The faded pastels, washed out background, and dinner table floating in a cloud of whiteness suggest an ethereal quality, interrupted only by the father’s black suit. He sits slightly off balance, imitated by his son, but not quite able to project full parental authority. The smile is a little too forced. Is he nervous? Maybe he and his wife have just had a fight. Maybe he’s wondering if that casserole is about to hit him in the head. Maybe she’s looking at it, gauging just how much she’d have to clean up afterward and if it’s even worth it.
Of course, that’s not what we’re supposed to be thinking. But we have seen this sanitized domesticity performed so many times, that we should know better than to confuse the ideal with the real. The image of the dressed-up housewife in her otherworldly kitchen can be considered today in terms of underlying doubt, anxiety, and potential for transgression. In this way, the image speaks to another photograph from the same article:
In this 21st century family tableau, the mother is similarly turned inward, that is, facing her family and facing away from the viewer. Comparison with the first image is supposed to be damming: look, for example, at how the four individuals are eating junk food while strapped into seats that keep them separated from one another. But that’s not the only way to see it. The space is private but mobile, comfortable, and with modern amenities at hand. The mother–nothing suggests she is a housewife: no apron, no casserole, no husband, no house–is firmly planted in the driver’s seat. The pink apron is replaced by business-casual black. Mom’s in charge. At least, of dinner.
And that’s part of the problem.
After presenting the inverse ratio of family dinner frequency to teen drug use, the article parenthetically notes that 80% of family dinners are prepared by women (while still holding 50% of all jobs) and then features interviews with 8 women, who describe their commitment to or reluctant abandonment of the family dinner (one woman would only admit to the latter on the condition of anonymity).
Every year for the last decade or so, we hear the same statistics linking family meals to an assortment of psycho-developmental benefits for children. The data does not show causation, researchers admit, rather, simply an association. Which means that any number of variables on both sides of the equation would change the actual cause and effect outcomes dramatically.
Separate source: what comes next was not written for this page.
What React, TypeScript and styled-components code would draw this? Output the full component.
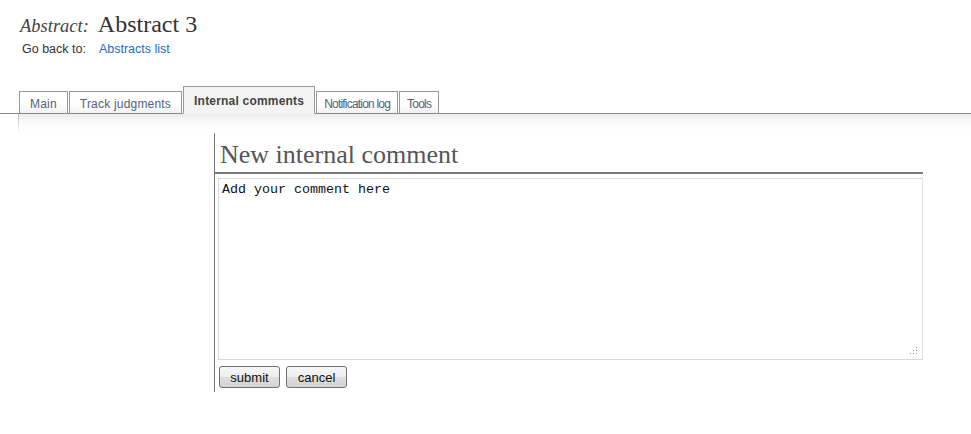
import styled, { createGlobalStyle } from 'styled-components';

const GlobalStyle = createGlobalStyle`
  body {
    margin: 0;
    background: #fff;
    font-family: 'Liberation Sans', Arial, sans-serif;
    color: #333;
  }
`;

const tabs = [
  { label: 'Main' },
  { label: 'Track judgments' },
  { label: 'Internal comments', active: true },
  { label: 'Notification log', tight: true },
  { label: 'Tools', tight: true },
];

export default function App() {
  return (
    <Page>
      <GlobalStyle />
      <Header>
        <TitleRow>
          <TitleLabel>Abstract:</TitleLabel>
          <TitleText>Abstract 3</TitleText>
        </TitleRow>
        <BackRow>
          <span>Go back to:</span>
          <BackLink href="#">Abstracts list</BackLink>
        </BackRow>
      </Header>

      <TabBar>
        {tabs.map((tab) => (
          <Tab key={tab.label} active={!!tab.active} tight={!!tab.tight}>
            {tab.label}
          </Tab>
        ))}
      </TabBar>
      <TabShadow />

      <Content>
        <Column>
          <Heading>New internal comment</Heading>
          <BoxWrap>
            <CommentBox defaultValue="Add your comment here" />
            <Grip width="8" height="8" viewBox="0 0 8 8">
              <rect x="6" y="0" width="1" height="1" />
              <rect x="3" y="3" width="1" height="1" />
              <rect x="6" y="3" width="1" height="1" />
              <rect x="0" y="6" width="1" height="1" />
              <rect x="3" y="6" width="1" height="1" />
              <rect x="6" y="6" width="1" height="1" />
            </Grip>
          </BoxWrap>
          <Buttons>
            <Button>submit</Button>
            <Button>cancel</Button>
          </Buttons>
        </Column>
      </Content>
    </Page>
  );
}

const Page = styled.div`
  width: 971px;
  height: 434px;
  overflow: hidden;
`;

const Header = styled.div`
  padding: 11px 0 0 20px;
`;

const TitleRow = styled.div`
  display: flex;
  align-items: baseline;
  gap: 9px;
  height: 27px;
`;

const TitleLabel = styled.span`
  font-family: 'Liberation Serif', 'Times New Roman', serif;
  font-style: italic;
  font-size: 18.5px;
  color: #444;
`;

const TitleText = styled.span`
  font-family: 'Liberation Serif', 'Times New Roman', serif;
  font-size: 24px;
  color: #333;
`;

const BackRow = styled.div`
  display: flex;
  gap: 13px;
  padding: 4px 0 0 2px;
  font-size: 12.5px;
  color: #333;
`;

const BackLink = styled.a`
  color: #1a6ec0;
  text-decoration: none;
`;

const TabBar = styled.div`
  display: flex;
  align-items: flex-end;
  gap: 1px;
  margin-top: 30px;
  padding-left: 19px;
  height: 27px;
  border-bottom: 1px solid #8a8a8a;
`;

const Tab = styled.div<{ active: boolean; tight: boolean }>`
  box-sizing: border-box;
  height: ${({ active }) => (active ? '28px' : '22px')};
  margin-bottom: ${({ active }) => (active ? '-1px' : '0')};
  padding: ${({ tight }) => (tight ? '2px 7px 0' : '2px 10px 0')};
  display: flex;
  align-items: center;
  font-size: 12px;
  letter-spacing: ${({ tight }) => (tight ? '-0.8px' : '0.2px')};
  font-weight: ${({ active }) => (active ? 'bold' : 'normal')};
  color: ${({ active }) => (active ? '#444' : '#55607a')};
  background: ${({ active }) =>
    active ? '#f3f3f3' : 'linear-gradient(#fff 60%, #f1f1f1)'};
  border: 1px solid #999;
  border-bottom: ${({ active }) => (active ? '1px solid #f3f3f3' : 'none')};
`;

const TabShadow = styled.div`
  margin-left: 18px;
  height: 19px;
  border-left: 1px solid #b8b8b8;
  background: linear-gradient(#ececec, #fff);
  mask-image: linear-gradient(#000, transparent);
`;

const Content = styled.div`
  padding-left: 214px;
`;

const Column = styled.div`
  width: 709px;
  height: 259px;
  border-left: 1px solid #777;
  box-sizing: border-box;
`;

const Heading = styled.h2`
  margin: 0;
  padding: 7px 0 3px 5px;
  font-family: 'Liberation Serif', 'Times New Roman', serif;
  font-size: 26px;
  font-weight: normal;
  color: #555;
  border-bottom: 2px solid #7a7a7a;
  line-height: 29px;
`;

const BoxWrap = styled.div`
  position: relative;
  margin: 4px 0 0 3px;
  width: 705px;
`;

const CommentBox = styled.textarea`
  display: block;
  box-sizing: border-box;
  width: 705px;
  height: 182px;
  padding: 3px 3px;
  border: 1px solid #d9d9d9;
  border-right-color: #e4e4e4;
  font-family: 'Liberation Mono', 'Courier New', monospace;
  font-size: 13.33px;
  color: #111;
  resize: none;
  outline: none;
`;

const Grip = styled.svg`
  position: absolute;
  right: 5px;
  bottom: 5px;
  fill: #9a9a9a;
`;

const Buttons = styled.div`
  display: flex;
  gap: 6px;
  margin: 6px 0 0 4px;
`;

const Button = styled.button`
  height: 22px;
  width: 61px;
  padding: 0;
  font-family: 'Liberation Sans', Arial, sans-serif;
  font-size: 13px;
  color: #111;
  border: 1px solid #707070;
  border-radius: 3px;
  background: linear-gradient(#f6f6f6 0%, #ededed 50%, #dedede 51%, #d3d3d3 100%);
`;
So what is really going on here? The Columbia University authors of this latest study are also the folks who created “Family Day, ” designed to promote family dinners. (This year, it was September 28, in case you missed it). The website has a “sponsors and partners” link which, when clicked, display giant logos; among others are Stouffers, Coca-Cola, and Smuckers. And anyone who has visited a supermarket recently will have noticed a revival of food products marketed as quick and easy ways to get the Family Dinner ready.
Keeping in mind that the iconic images of 1950s housewives and their kitchens were strategically deployed to promote an entire postwar aesthetic tied to consumer spending, one should ask what such images really show and what does that have to do with reality, then or now, not to mention quality time with the kids. “I don’t think we really know what a good family dinner is,” one psychologist notes in the article. And apparently we don’t know what one looks like either.
Conjuring up 1950s iconography may work for some, but for others it is an invitation to shifting interpretations and resistance. The housewife and her kitchen should invite interrogation, not surrender. And one question to begin with might be why, in 2009, we are even suggesting that kids might be turned into drug addicts unless women conform to a model of family life that never really happened.
Photographs by Getty Images and Scott Dalton/New York Times.
Elisabeth Ross, a graduate student in the program in Rhetoric and Public Culture, Department of Communication Studies, Northwestern University, has no idea what her kids will have for dinner this evening. She would like to salute Elinor Ostrom of Indiana University on this week becoming the first woman to receive the Nobel Prize in Economics. Dr. Ostrom was not permitted to take advanced math in high school because women were routinely advised at the time that they did not need trigonometry or calculus, “if they were going to be barefoot and pregnant in the kitchen” (NPR interview, 10/12/09). You can contact Elisabeth at e-ross@northwestern.edu.
I’m feeling really conflicted. I hate the servile image of the housewife/mother, which is why I have studiously avoided being either. And yet, part of me feels sad at the idea that Ms. Ross doesn’t know what her kids are having for dinner. Maybe she means the kids are fixing dinner for her. I hope, at least, they aren’t having what the kids in the van are having, not too often, anyway. Isn’t there a middle ground?
An image can capture a split second in time, but to pretend that family life in 1950’s always resembled such perfection is absurd. The striking differences between the situations presented in each photo, looked at casually by a newspaper reader not trained to asses critically, would make it seem as though the mother in the car is doing wrong by her children, while the 50’s wife is demonstrating house wife perfection. The modern mother, although she would presumably cherish the opportunity to spend dinner time with her children, is often times left with no other choice, as she must work to support their consumer obsessed lifestyle, or to simply get by. These images are a good reminder that while photographs serve the purpose of capturing a specific moment in time, they can manipulate the viewer to perceive a scene that is not actually going on. The family in the 1950’s type photo may appear to be happy and under control, but images have the ability to be staged. The second photo seems to be more candid, and one may note that the faces of the subjects appear genuinely pleased.